Was außerdem angemahnt wurde

Neben Söder bekommt vor allem Kultusminister Ludwig Spaenle einige Ratschläge vom ORH. Die Prüfer kritisieren, dass die Regierungen bei der Abrechnung mit Förderschulen, die vom Staat Zuschüsse erhalten, stark im Rückstand seien. Insgesamt müssten noch 436 Millionen Euro ausgezahlt werden. Die Schulaufsicht ist aus Sicht des ORH außerdem mangelhaft, weil es nicht ausreichend Personal gebe. Schulräte befassten sich hauptsächlich mit Organisation, statt mit Themen wie Integration in den Klassenzimmern. An Organisation mangelte es offenbar aber bei den Studentenverwaltungen an den Hochschulen. 750 000 Euro an Studentenbeiträgen konnten sie dem Bericht zufolge nicht mehr zuordnen. Das Geld floss damit nicht wie vorgesehen an die Studentenwerke, sondern in den Staatshaushalt.

Kein gutes Haar lässt der ORH an der staatlichen Immobiliengesellschaft Imby. "Uneinheitlich, unvollständig und fehlerhaft" verwalte sie die Rechte Dritter an Grundstücken. Beim Straßenausbau hinterfragen die Prüfer Erfolgsmeldungen. Die würden schon herausgegeben, wenn der Finanzrahmen aufgebraucht sei. Nur weil das ganze Geld ausgegeben wurde, heiße das aber nicht, dass genügend gebaut wurde.

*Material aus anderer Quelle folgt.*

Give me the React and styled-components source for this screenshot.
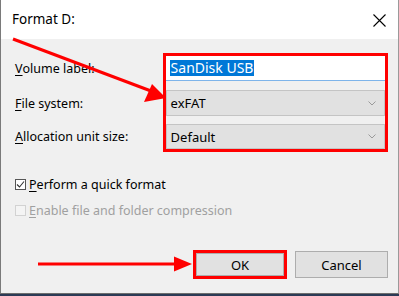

Kritik zieht auch die Förderpolitik des Wirtschaftsministeriums im Bereich der Energiewende auf sich. Wie das Haus eine signifikante Steigerung der erneuerbaren Energien erreichen wolle, erschloss sich den Prüfern nicht. Auch die Förderpolitik des Umweltministeriums ist aus Sicht der Prüfer "außer Kontrolle". Dabei geht es um Umweltstationen, die das Umweltbewusstsein der Bayern stärken sollen. Das Ministerium halte sich selbst nicht an die eigenen Förderrichtlinien, moniert der ORH, und empfiehlt sie zu überarbeiten.